“The presidency is a serious job that requires sound judgment and good ideas,” the former president said, assuring the crowd that he was appearing here for two reasons.
“One, because I care deeply about Jeb,” he said, “and two, because I care deeply about our country.”
The event, at an arena just north of Charleston, was the largest since Jeb Bush announced his presidential bid with over 3,000 attendees. The former president made a forceful case for his brother, whose candidacy has yet to catch fire, offering, at times, a deeply personal assessment of his sibling’s qualifications for the White House.
“Jeb is a man of humble, deep and genuine faith,” the former president said. “Faith that reveals itself through good works, not loud words.”
The former president wooed the crowd with his unique brand of charm and self-deprecation.

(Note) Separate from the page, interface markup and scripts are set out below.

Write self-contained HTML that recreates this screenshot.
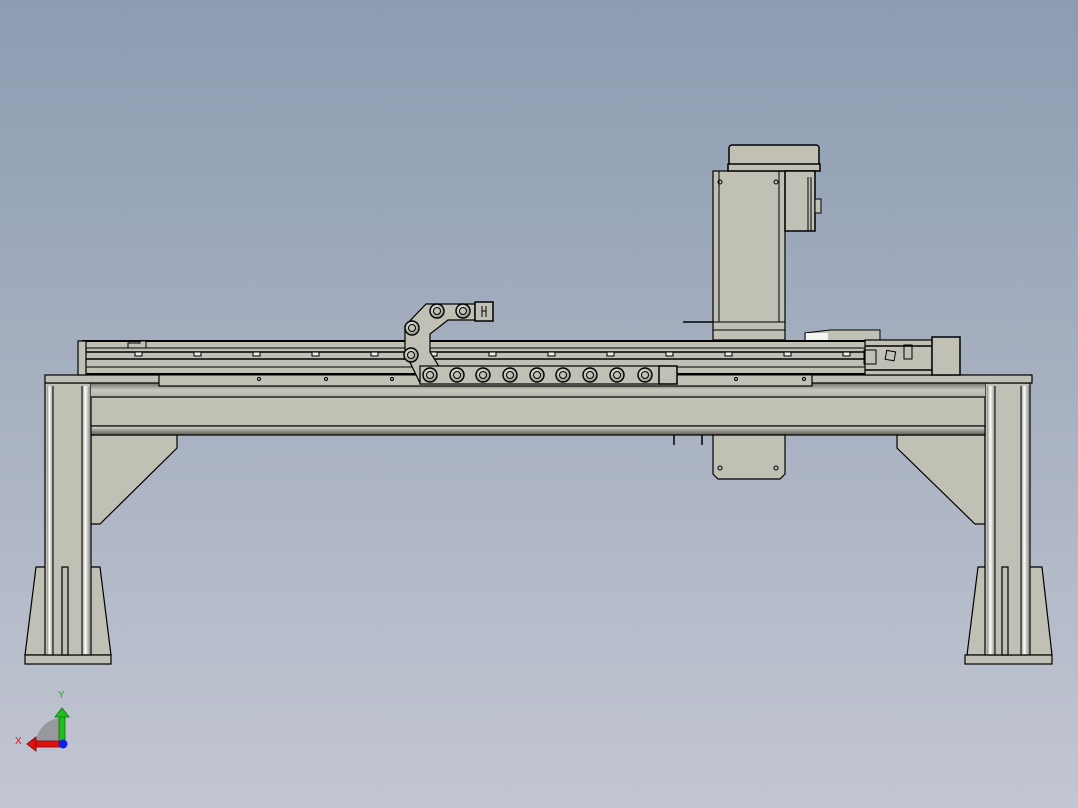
<!DOCTYPE html>
<html><head><meta charset="utf-8"><style>
html,body{margin:0;padding:0;width:1078px;height:808px;overflow:hidden}
body{background:linear-gradient(#8c9cb1,#c3c6d2)}
svg{position:absolute;left:0;top:0}
</style></head><body>
<svg width="1078" height="808" viewBox="0 0 1078 808" xmlns="http://www.w3.org/2000/svg">
<defs>
<linearGradient id="beamShade" x1="0" y1="0" x2="0" y2="1">
<stop offset="0" stop-color="#e2e2da"/><stop offset="0.5" stop-color="#9a9a90"/><stop offset="1" stop-color="#5d5d55"/></linearGradient>
<linearGradient id="beamTop" x1="0" y1="0" x2="0" y2="1">
<stop offset="0" stop-color="#6f6f66"/><stop offset="0.5" stop-color="#c8c8be"/><stop offset="1" stop-color="#b0b0a6"/></linearGradient>
<linearGradient id="legShade" x1="0" y1="0" x2="1" y2="0">
<stop offset="0" stop-color="#8f8f86"/><stop offset="0.4" stop-color="#ffffff"/><stop offset="1" stop-color="#8f8f86"/></linearGradient>
<radialGradient id="ball" cx="0.4" cy="0.35" r="0.6"><stop offset="0" stop-color="#eeeee6"/><stop offset="1" stop-color="#9c9c92"/></radialGradient>
</defs>
<g stroke="#000" stroke-width="1.2" fill="#c0c0b5">
<polygon points="91,435 177,435 177,448 100,524 91,524"/>
<polygon points="985,435 897,435 897,448 975,524 985,524"/>
<polygon points="36,567 100,567 111,655 25,655"/>
<rect x="25" y="655" width="86" height="9"/>
<polygon points="978,567 1042,567 1052,655 967,655"/>
<rect x="965" y="655" width="87" height="9"/>
<rect x="45" y="383" width="46" height="272"/>
<rect x="985" y="383" width="45" height="272"/>
<rect x="62" y="567" width="6" height="88" fill="none"/>
<rect x="1002" y="567" width="6" height="88" fill="none"/>
</g>
<rect x="47" y="386" width="6" height="268" fill="url(#legShade)"/>
<rect x="82" y="386" width="8" height="268" fill="url(#legShade)"/>
<rect x="987" y="386" width="8" height="268" fill="url(#legShade)"/>
<rect x="1021" y="386" width="8" height="268" fill="url(#legShade)"/>
<g stroke="#000" stroke-width="1" fill="none">
<line x1="53" y1="386" x2="53" y2="655"/><line x1="82" y1="386" x2="82" y2="655"/>
<line x1="995" y1="386" x2="995" y2="655"/><line x1="1021" y1="386" x2="1021" y2="655"/>
</g>
<!-- beam -->
<rect x="91" y="383" width="894" height="14" fill="url(#beamTop)"/>
<rect x="91" y="397" width="894" height="29" fill="#c0c0b5" stroke="#000" stroke-width="1.2"/>
<rect x="91" y="426" width="894" height="9" fill="url(#beamShade)" stroke="#000" stroke-width="1.2"/>
<path d="M713,435 H785 V474 L780,479 H718 L713,474 Z" fill="#c0c0b5" stroke="#000" stroke-width="1.2"/>
<circle cx="720" cy="468" r="2" fill="none" stroke="#000"/><circle cx="776" cy="468" r="2" fill="none" stroke="#000"/>
<path d="M674,435 v10 M702,435 v10" stroke="#000" stroke-width="1.5"/>
<rect x="45" y="375" width="987" height="8" fill="#c0c0b5" stroke="#000" stroke-width="1.2"/>
<rect x="159" y="374" width="653" height="12" fill="#c0c0b5" stroke="#000" stroke-width="1.2"/>
<g fill="none" stroke="#000"><circle cx="259" cy="379" r="1.5"/><circle cx="326" cy="379" r="1.5"/><circle cx="392" cy="379" r="1.5"/><circle cx="736" cy="379" r="1.5"/><circle cx="804" cy="379" r="1.5"/></g>
<rect x="82" y="341" width="783" height="34" fill="#c0c0b5" stroke="#000"/>
<g stroke="#000">
<line x1="82" y1="341" x2="865" y2="341" stroke-width="2"/>
<line x1="82" y1="348" x2="865" y2="348"/>
<line x1="82" y1="352" x2="865" y2="352" stroke-width="1.5"/>
<line x1="82" y1="359" x2="865" y2="359" stroke-width="1.5"/>
<line x1="82" y1="367" x2="865" y2="367"/>
<line x1="82" y1="374" x2="865" y2="374" stroke-width="2"/>
</g>
<rect x="78" y="341" width="8" height="34" fill="#c0c0b5" stroke="#000" stroke-width="1.2"/>
<path d="M128,343 h12 v-2 h6 v7 h-18z" fill="#c0c0b5" stroke="#000"/>
<g fill="#eeeee6" stroke="#000">
<rect x="135" y="352" width="7" height="4"/><rect x="194" y="352" width="7" height="4"/><rect x="253" y="352" width="7" height="4"/><rect x="312" y="352" width="7" height="4"/><rect x="371" y="352" width="7" height="4"/><rect x="430" y="352" width="7" height="4"/><rect x="489" y="352" width="7" height="4"/><rect x="548" y="352" width="7" height="4"/><rect x="607" y="352" width="7" height="4"/><rect x="666" y="352" width="7" height="4"/><rect x="725" y="352" width="7" height="4"/><rect x="784" y="352" width="7" height="4"/><rect x="843" y="352" width="7" height="4"/>
</g>
<path d="M805,340 V333 L830,330 H880 V340" fill="#c0c0b5" stroke="#000"/>
<rect x="806" y="333" width="22" height="7" fill="#f4f4f0" stroke="none"/>
<rect x="865" y="340" width="67" height="35" fill="#c0c0b5" stroke="#000" stroke-width="1.2"/>
<line x1="865" y1="346" x2="932" y2="346" stroke="#000" stroke-width="1.5"/>
<line x1="865" y1="370" x2="932" y2="370" stroke="#000" stroke-width="1.5"/>
<rect x="932" y="337" width="28" height="38" fill="#c0c0b5" stroke="#000" stroke-width="1.5"/>
<rect x="904" y="345" width="8" height="14" fill="none" stroke="#000"/>
<rect x="864" y="350" width="12" height="14" fill="none" stroke="#000"/>
<rect x="886" y="351" width="9" height="9" fill="none" stroke="#000" transform="rotate(10 890 355)"/>
<rect x="713" y="171" width="72" height="169" fill="#c0c0b5" stroke="#000" stroke-width="1.2"/>
<g stroke="#000"><line x1="719" y1="171" x2="719" y2="322"/><line x1="779" y1="171" x2="779" y2="322"/>
<line x1="713" y1="322" x2="785" y2="322"/><line x1="713" y1="330" x2="785" y2="330"/>
<line x1="683" y1="322" x2="713" y2="322" stroke-width="1.5"/></g>
<circle cx="720" cy="182" r="2" fill="none" stroke="#000"/><circle cx="776" cy="182" r="2" fill="none" stroke="#000"/>
<rect x="729" y="145" width="90" height="20" rx="3" fill="#c0c0b5" stroke="#000" stroke-width="1.5"/>
<rect x="728" y="164" width="92" height="7" fill="#c0c0b5" stroke="#000" stroke-width="1.5"/>
<rect x="785" y="171" width="30" height="60" fill="#c0c0b5" stroke="#000" stroke-width="1.5"/>
<line x1="808" y1="177" x2="808" y2="231" stroke="#000"/><line x1="811" y1="177" x2="811" y2="231" stroke="#000"/>
<rect x="815" y="199" width="6" height="14" fill="#c0c0b5" stroke="#000"/>
<path d="M405,352 V326 L426,304 H475 V320 H448 L430,334 V352 L440,368 V383 H420 Z" fill="#c0c0b5" stroke="#000" stroke-width="1.2"/>
<rect x="420" y="366" width="242" height="18" fill="#c0c0b5" stroke="#000" stroke-width="1.2"/>
<rect x="475" y="302" width="18" height="19" fill="#c0c0b5" stroke="#000" stroke-width="1.5"/>
<path d="M482,306 v11 M486,306 v11 M482,311 h4" stroke="#000"/>
<rect x="659" y="366" width="18" height="18" fill="#c0c0b5" stroke="#000" stroke-width="1.5"/>
<g fill="url(#ball)" stroke="#000" stroke-width="1.4">
<circle cx="437" cy="311" r="7"/><circle cx="463" cy="311" r="7"/>
<circle cx="412" cy="328" r="7"/><circle cx="411" cy="355" r="7"/>
<circle cx="430" cy="375" r="7"/><circle cx="457" cy="375" r="7"/><circle cx="483" cy="375" r="7"/><circle cx="510" cy="375" r="7"/><circle cx="537" cy="375" r="7"/><circle cx="563" cy="375" r="7"/><circle cx="590" cy="375" r="7"/><circle cx="617" cy="375" r="7"/><circle cx="645" cy="375" r="7"/>
</g>
<g fill="#c0c0b5" stroke="#000" stroke-width="1">
<circle cx="437" cy="311" r="3.5"/><circle cx="463" cy="311" r="3.5"/><circle cx="412" cy="328" r="3.5"/><circle cx="411" cy="355" r="3.5"/>
<circle cx="430" cy="375" r="3.5"/><circle cx="457" cy="375" r="3.5"/><circle cx="483" cy="375" r="3.5"/><circle cx="510" cy="375" r="3.5"/><circle cx="537" cy="375" r="3.5"/><circle cx="563" cy="375" r="3.5"/><circle cx="590" cy="375" r="3.5"/><circle cx="617" cy="375" r="3.5"/><circle cx="645" cy="375" r="3.5"/>
</g>
<path d="M62,744 L36,744 A26,26 0 0 1 62,718 Z" fill="#8e8e8e" opacity="0.8"/>
<rect x="59" y="716" width="6" height="28" fill="#20c020" stroke="#0a700a" stroke-width="0.8"/>
<polygon points="55,717 62,708 69,717" fill="#20c020" stroke="#0a700a" stroke-width="0.8"/>
<rect x="35" y="741" width="27" height="6" fill="#e01010" stroke="#800" stroke-width="0.8"/>
<polygon points="36,737 27,744 36,751" fill="#e01010" stroke="#800" stroke-width="0.8"/>
<circle cx="63" cy="744" r="4.5" fill="#1020e0"/>
<text x="58" y="698" font-family="Liberation Sans, sans-serif" font-size="10" fill="#20b020">Y</text>
<text x="15" y="744" font-family="Liberation Sans, sans-serif" font-size="10" fill="#e01010">X</text>
</svg>
</body></html>
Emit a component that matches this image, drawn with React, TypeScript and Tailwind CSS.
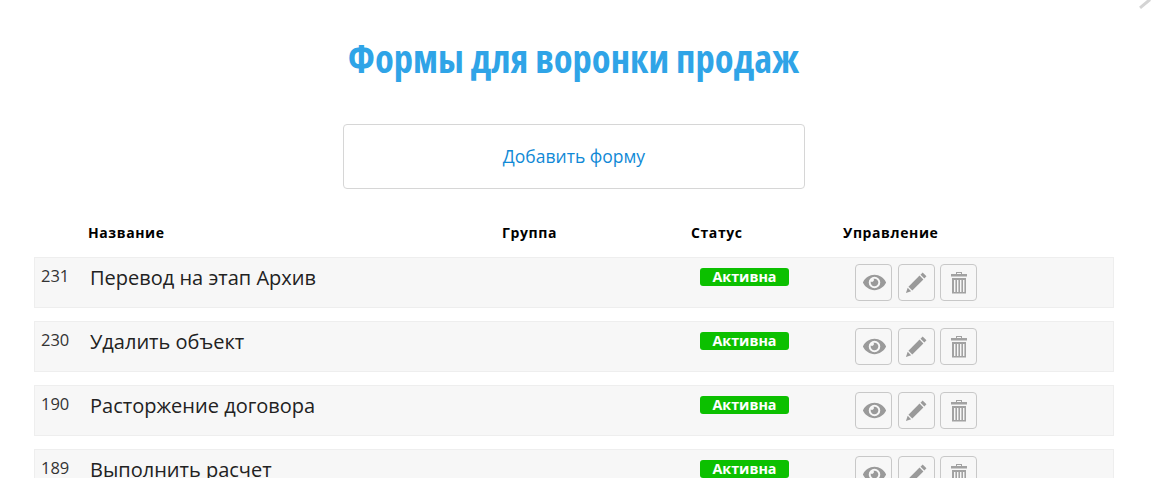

"I've written two books, which has surprised a lot of people, particularly up east who didn't think I could read, much less write," he said. "I've been one to defy expectations. I've been misunderestimated most of my life."
On the campaign trail, Jeb Bush has been seeking to differentiate himself from the leading candidates, particularly billionaire businessman Donald Trump. His brother seemed to pick up that mantle today.
“This is a serious election for a serious job,” George W. Bush said.
And though he never mentioned Trump by name name, the message was clear.
"Strength is not empty rhetoric. It is not bluster. It is not theatrics,” Bush said, adding, "There seems to be a lot of name calling going on, but I want to remind you what our good dad told me one time. Labels are for soup cans."
He even invoked the Sept. 11: A not-so-subtle rebuttal to Trump’s criticism of his actions in the wake of the attacks.
In his remarks today, Jeb, who the former President introduced as his "little, big brother," was more direct, recalling Trump’s attacks on him and his family at Saturday night’s Republican presidential debate.
“I thought it was a little strange that a front-running candidate would attack the President of the United States who did keep us safe while he was building a reality TV show,” Jeb Bush said. (At the debate, Trump pointed out that "the World Trade Center came down during your brother's reign.")
The former president also recalled his own past campaigns in the Palmetto State, including a humorous moment when a protester unloaded a pile of manure outside an iconic South Carolina restaurant -- Tommy’s Country Ham House in Greenville -- where he was eating breakfast.
“Even a steaming pile of manure can't ruin their good bacon,” he said.
Until tonight, the former president had been supporting his brother mostly behind closed doors, including an appearance at a major donor summit in Houston last October.
"Since we left the White House I've been kind of quiet in the public square," he acknowledged with his wife, Former First Lady Laura Bush, nearby. "Eight years in the limelight was plenty."
But the two-term former president's message to voters here, who will go to the polls for the GOP primary in less than a week, was unmistakable.
"In my experience, the strongest person usually isn't the loudest one in the room," he said. "I've seen in my brother a quiet conviction and a core of conscience that cannot be shaken. And my hope is that the people of South Carolina will see this as well."
For some voters, the former president's support matters.
Tom Wickel, a Navy veteran who lives in Charleston, said that he wasn’t thinking of voting for Bush before today and that the president’s comments swayed him.
"Him being here showing support means a lot," Wickel said, "he didn’t have to."
And he discounted the notion that a third Bush would be problematic.
"His brother was a wartime president, if [Jeb] has a question, he can always call his big brother,” he laughed.